St. Augustine once said:
Late have I loved you,
Beauty so ancient and so new,
late have I loved you!
Lo, you were within,
but I outside, seeking there for you,
and upon the shapely things you have made
I rushed headlong – I, misshapen.
You were with me, but I was not with you.
They held me back far from you,
those things which would have no being,
were they not in you.
God remains, even when we do not. God abides when we do not. And I breathe just a little bit easier.
” … Like a secure parent, who isn’t thrown to-and-fro by the moods of her child,”
great thought for this lenten season
“Bidden or not bidden, God is present” . A familiar phrase to many, but new to me at the center of a labyrinth at an inn in Elsah, Illinois on our Mississippi River road trip a few years ago. Thank you for the reminder.
So many in our tradition have missed this. We need this.
This is excellent, Chuck, and true, I hope. One hard truth that it exposes is that too often the God of the Bible is often exactly like the woman who approached you articulates. The God of the Bible is regularly vindictive, arbitrary, unsafe. And in fact, for most Christians, the whole concept of salvation (penal substitutionary atonement) is predicated on a God that is retributive and grotesque. Thanks for proclaiming a God worthy of consideration, even praise.
Perhaps we should read the bible believing that God is like Jesus.
Yes, I think this would get us closer to the God that Chuck describes.
Josh – Do you believe in the deity of Jesus?

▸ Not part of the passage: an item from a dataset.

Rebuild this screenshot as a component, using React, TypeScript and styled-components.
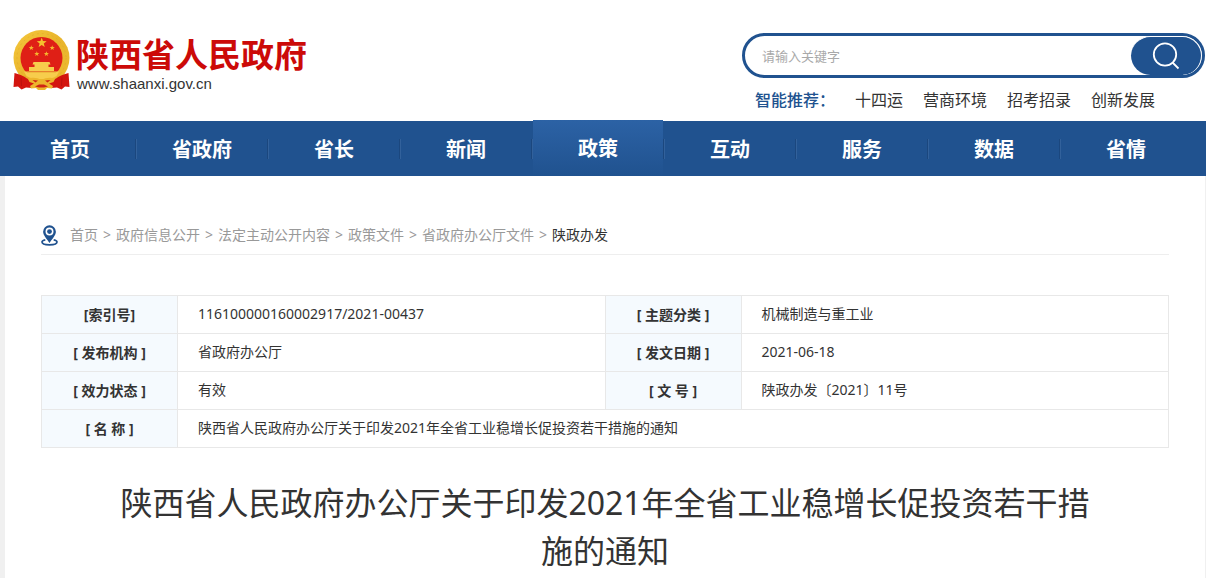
import React from 'react';
import styled, { createGlobalStyle, css } from 'styled-components';

const blue = '#20528f';
const line = '#e8e8e8';

const GlobalStyle = createGlobalStyle`
  *, *::before, *::after { box-sizing: border-box; }
  body {
    margin: 0;
    background: #f0f0f0;
    color: #333;
    font: 14px/20px 'Noto Sans', 'Noto Sans CJK SC', sans-serif;
  }
  a { color: inherit; text-decoration: none; }
  ul, ol, h1 { margin: 0; padding: 0; list-style: none; }
`;

const Page = styled.div`
  overflow: hidden;
`;

const Header = styled.header`
  display: flex;
  justify-content: space-between;
  align-items: flex-start;
  padding: 30px 1px 9px 13px;
  background: #fff;
`;

const Brand = styled.a`
  display: flex;
  align-items: flex-start;
  gap: 5px;
`;

const BrandText = styled.span`
  display: flex;
  flex-direction: column;
  padding-top: 2px;
`;

const BrandName = styled.span`
  color: #cc0a08;
  font-size: 33px;
  line-height: 46px;
  font-weight: 700;
  white-space: nowrap;
`;

const BrandUrl = styled.span`
  padding-left: 1px;
  color: #333;
  font-family: 'Liberation Sans', sans-serif;
  font-size: 15px;
  line-height: 12px;
`;

const SearchArea = styled.div`
  width: 463px;
  padding-top: 3px;
`;

const SearchBox = styled.form`
  display: flex;
  height: 45px;
  border: 3px solid ${blue};
  border-radius: 23px;
  overflow: hidden;
`;

const SearchInput = styled.input`
  flex: 1;
  min-width: 0;
  border: 0;
  outline: 0;
  padding: 0 17px;
  background: transparent;
  font: 13px/20px 'Noto Sans', 'Noto Sans CJK SC', sans-serif;
  &::placeholder { color: #a9a9a9; opacity: 1; }
`;

const SearchButton = styled.button`
  display: flex;
  align-items: center;
  justify-content: center;
  width: 71px;
  padding: 0;
  border: 1px solid #fff;
  border-width: 1px 1px 0 0;
  border-radius: 20px;
  background: ${blue};
  cursor: pointer;
`;

const HotWords = styled.div`
  display: flex;
  gap: 20px;
  padding: 10px 0 0 13px;
  font-size: 16px;
  line-height: 24px;
  white-space: nowrap;
`;

const HotLabel = styled.span`
  color: ${blue};
  font-weight: 500;
`;

const Nav = styled.nav`
  background: ${blue};
`;

const NavList = styled.ul`
  display: flex;
  height: 55px;
  padding-left: 5px;
`;

const NavItem = styled.li`
  display: flex;
  align-items: center;
  width: 132px;
  &::after {
    content: '';
    width: 2px;
    height: 20px;
    border-left: 1px solid #1b477e;
    border-right: 1px solid #32619b;
  }
  &:last-child::after { visibility: hidden; }
`;

const NavLink = styled.a<{ $active?: boolean }>`
  flex: 1;
  height: 55px;
  color: #fff;
  font-size: 20px;
  line-height: 58px;
  font-weight: 700;
  text-align: center;
  ${(p) =>
    p.$active &&
    css`
      height: 56px;
      margin-top: -1px;
      background: linear-gradient(#2c62a5, ${blue});
    `}
`;

const Main = styled.main`
  margin: 0 1px 0 5px;
  padding: 41px 36px 3px;
  background: #fff;
`;

const Crumbs = styled.nav`
  display: flex;
  align-items: center;
  gap: 12px;
  height: 38px;
  border-bottom: 1px solid #eee;
  color: #999;
`;

const CrumbList = styled.ol`
  display: flex;
  padding-bottom: 2px;
`;

const Crumb = styled.li`
  &:not(:last-child)::after {
    content: '>';
    padding: 0 5px;
  }
  &:last-child { color: #333; }
`;

const InfoTable = styled.table`
  width: 100%;
  margin-top: 40px;
  border-collapse: collapse;
  table-layout: fixed;
`;

const Label = styled.th`
  height: 38px;
  padding: 1px 0 0;
  border: 1px solid ${line};
  background: #f5fafe;
  font-weight: 700;
  text-align: center;
`;

const Value = styled.td`
  height: 38px;
  padding: 0 20px 1px;
  border: 1px solid ${line};
`;

const Title = styled.h1`
  padding: 31px 72px 0;
  font-size: 32px;
  line-height: 48px;
  font-weight: 400;
  text-align: center;
`;

const star = (cx: number, cy: number, r: number) =>
  Array.from({ length: 10 }, (_, i) => {
    const a = (Math.PI / 5) * i - Math.PI / 2;
    const d = i % 2 ? r * 0.42 : r;
    return `${(cx + d * Math.cos(a)).toFixed(2)},${(cy + d * Math.sin(a)).toFixed(2)}`;
  }).join(' ');

const Emblem = () => (
  <svg width="58" height="61" viewBox="0 0 58 61" aria-hidden="true">
    <defs>
      <linearGradient id="gold" x1="0" y1="0" x2="1" y2="1">
        <stop offset="0" stopColor="#f5c83c" />
        <stop offset="0.5" stopColor="#e9b52c" />
        <stop offset="1" stopColor="#edba30" />
      </linearGradient>
    </defs>
    <circle cx="28.5" cy="28" r="28" fill="url(#gold)" />
    <circle cx="28.5" cy="28" r="24.5" fill="none" stroke="#d79a22" strokeWidth="1" strokeDasharray="2 3" opacity="0.35" />
    <circle cx="28.5" cy="28" r="21" fill="#df1f16" />
    <polygon points={star(28.7, 12.8, 5.2)} fill="#f5c02e" />
    <polygon points={star(18.3, 17.9, 2.7)} fill="#f5b52e" />
    <polygon points={star(39.2, 17.9, 2.7)} fill="#f5b52e" />
    <polygon points={star(23.8, 23.9, 2.7)} fill="#f5b52e" />
    <polygon points={star(33.4, 23.9, 2.7)} fill="#f5b52e" />
    <path d="M20.500 32 H36.500 L37.500 34.500 H19.500 Z M21.500 34.500 H35.500 V37 H41 V41 H16 V37 H21.500 Z" fill="#f7cd4c" />
    <path d="M11 41.500 H46 L43.500 46 C40 48.500 35 49 28.500 49 C22 49 17 48.500 13.500 46 Z" fill="#f7cd4c" />
    <path d="M14 42 H43" stroke="#e29a26" strokeWidth="0.700" />
    <path d="M1.500 43 C6 44 11 46 14 48.500 C17 50 18.500 50.500 21 50.500 H36 C38.500 50.500 40 50 43 48.500 C46 46 51 44 55.500 43 L56.500 57 L52 56.500 L48.500 59.500 L44 57.500 L38 58 H19 L13 57.500 L8.500 59.500 L5 56.500 L0.500 57 Z" fill="#d3150f" />
    <path d="M15 49 C20 46.500 24 48 28.500 49.500 C33 48 37 46.500 42 49 L40.500 52 L36 53.500 L40 56 L39 58.500 L34 58 L32 60 H25 L23 58 L18 58.500 L17 56 L21 53.500 L16.500 52 Z" fill="#edb52c" />
    <path d="M19.500 50 L25 50.500 L22.500 52.500 Z M37.500 50 L32 50.500 L34.500 52.500 Z M22 56.500 L26 54.500 H31 L35 56.500 L31 57.500 H26 Z" fill="#cf2414" />
    <path d="M8 47.500 L8.500 56 M49 47.500 L48.500 56" stroke="#b5100c" strokeWidth="0.800" />
  </svg>
);

const SearchIcon = () => (
  <svg width="28" height="28" viewBox="0 0 28 28" fill="none" stroke="#fff" strokeWidth="1.8" aria-hidden="true">
    <circle cx="13" cy="12.500" r="11.200" />
    <path d="M20.500 20.500 L26.500 26.500" />
  </svg>
);

const PinIcon = () => (
  <svg width="17" height="21" viewBox="0 0 17 21" aria-hidden="true">
    <path d="M4.300 14.800 C2.300 15.200 1 16 1 17 C1 18.800 4.300 19.800 8.500 19.800 S16 18.800 16 17 C16 16 14.700 15.200 12.700 14.800" fill="none" stroke={blue} strokeWidth="1.700" />
    <path fillRule="evenodd" d="M8.500 0.300 A6.400 6.400 0 0 0 2.100 6.700 C2.100 10.300 6 14 8.500 18 C11 14 14.900 10.300 14.900 6.700 A6.400 6.400 0 0 0 8.500 0.300 Z M8.500 2.600 A4 4 0 1 1 8.500 10.600 A4 4 0 1 1 8.500 2.600 Z" fill={blue} />
    <circle cx="8.500" cy="6.600" r="2.400" fill={blue} />
  </svg>
);

const navItems = ['首页', '省政府', '省长', '新闻', '政策', '互动', '服务', '数据', '省情'];
const hotWords = ['十四运', '营商环境', '招考招录', '创新发展'];
const crumbs = ['首页', '政府信息公开', '法定主动公开内容', '政策文件', '省政府办公厅文件', '陕政办发'];
const rows = [
  ['[索引号]', '116100000160002917/2021-00437', '[ 主题分类 ]', '机械制造与重工业'],
  ['[ 发布机构 ]', '省政府办公厅', '[ 发文日期 ]', '2021-06-18'],
  ['[ 效力状态 ]', '有效', '[ 文 号 ]', '陕政办发〔2021〕11号'],
];

export default function App() {
  return (
    <Page lang="zh-CN">
      <GlobalStyle />
      <Header>
        <Brand href="#">
          <Emblem />
          <BrandText>
            <BrandName>陕西省人民政府</BrandName>
            <BrandUrl>www.shaanxi.gov.cn</BrandUrl>
          </BrandText>
        </Brand>
        <SearchArea>
          <SearchBox role="search" onSubmit={(e) => e.preventDefault()}>
            <SearchInput type="text" aria-label="请输入关键字" placeholder="请输入关键字" />
            <SearchButton type="submit" aria-label="搜索">
              <SearchIcon />
            </SearchButton>
          </SearchBox>
          <HotWords>
            <HotLabel>智能推荐：</HotLabel>
            {hotWords.map((w) => (
              <a href="#" key={w}>{w}</a>
            ))}
          </HotWords>
        </SearchArea>
      </Header>
      <Nav>
        <NavList>
          {navItems.map((n) => (
            <NavItem key={n}>
              <NavLink href="#" $active={n === '政策'}>{n}</NavLink>
            </NavItem>
          ))}
        </NavList>
      </Nav>
      <Main>
        <Crumbs>
          <PinIcon />
          <CrumbList>
            {crumbs.map((c) => (
              <Crumb key={c}><a href="#">{c}</a></Crumb>
            ))}
          </CrumbList>
        </Crumbs>
        <InfoTable>
          <colgroup>
            <col width="136" />
            <col />
            <col width="136" />
            <col />
          </colgroup>
          <tbody>
            {rows.map(([a, b, c, d]) => (
              <tr key={a}>
                <Label scope="row">{a}</Label>
                <Value>{b}</Value>
                <Label scope="row">{c}</Label>
                <Value>{d}</Value>
              </tr>
            ))}
            <tr>
              <Label scope="row">[ 名 称 ]</Label>
              <Value colSpan={3}>陕西省人民政府办公厅关于印发2021年全省工业稳增长促投资若干措施的通知</Value>
            </tr>
          </tbody>
        </InfoTable>
        <Title>陕西省人民政府办公厅关于印发2021年全省工业稳增长促投资若干措施的通知</Title>
      </Main>
    </Page>
  );
}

Thanks, Chuck, for a comforting post. But is it true? I can’t help but to agree with Joshua’s comment and with the lady in your post. The picture you paint of God is only one of many that can be gleaned from Scripture. So once again, we can see how easy it is to make Scripture say whatever we want (or don’t want). “Do not avenge yourselves, beloved, but leave room for God’s wrath. For it is written: “Vengeance is Mine, I will repay, says the Lord.” Romans 12:19
Are there theologians who would agree with C S Lewis as he describes God in THE LION the WITCH and the WARDROBE —“God (Aslan) is good, but He is not safe”?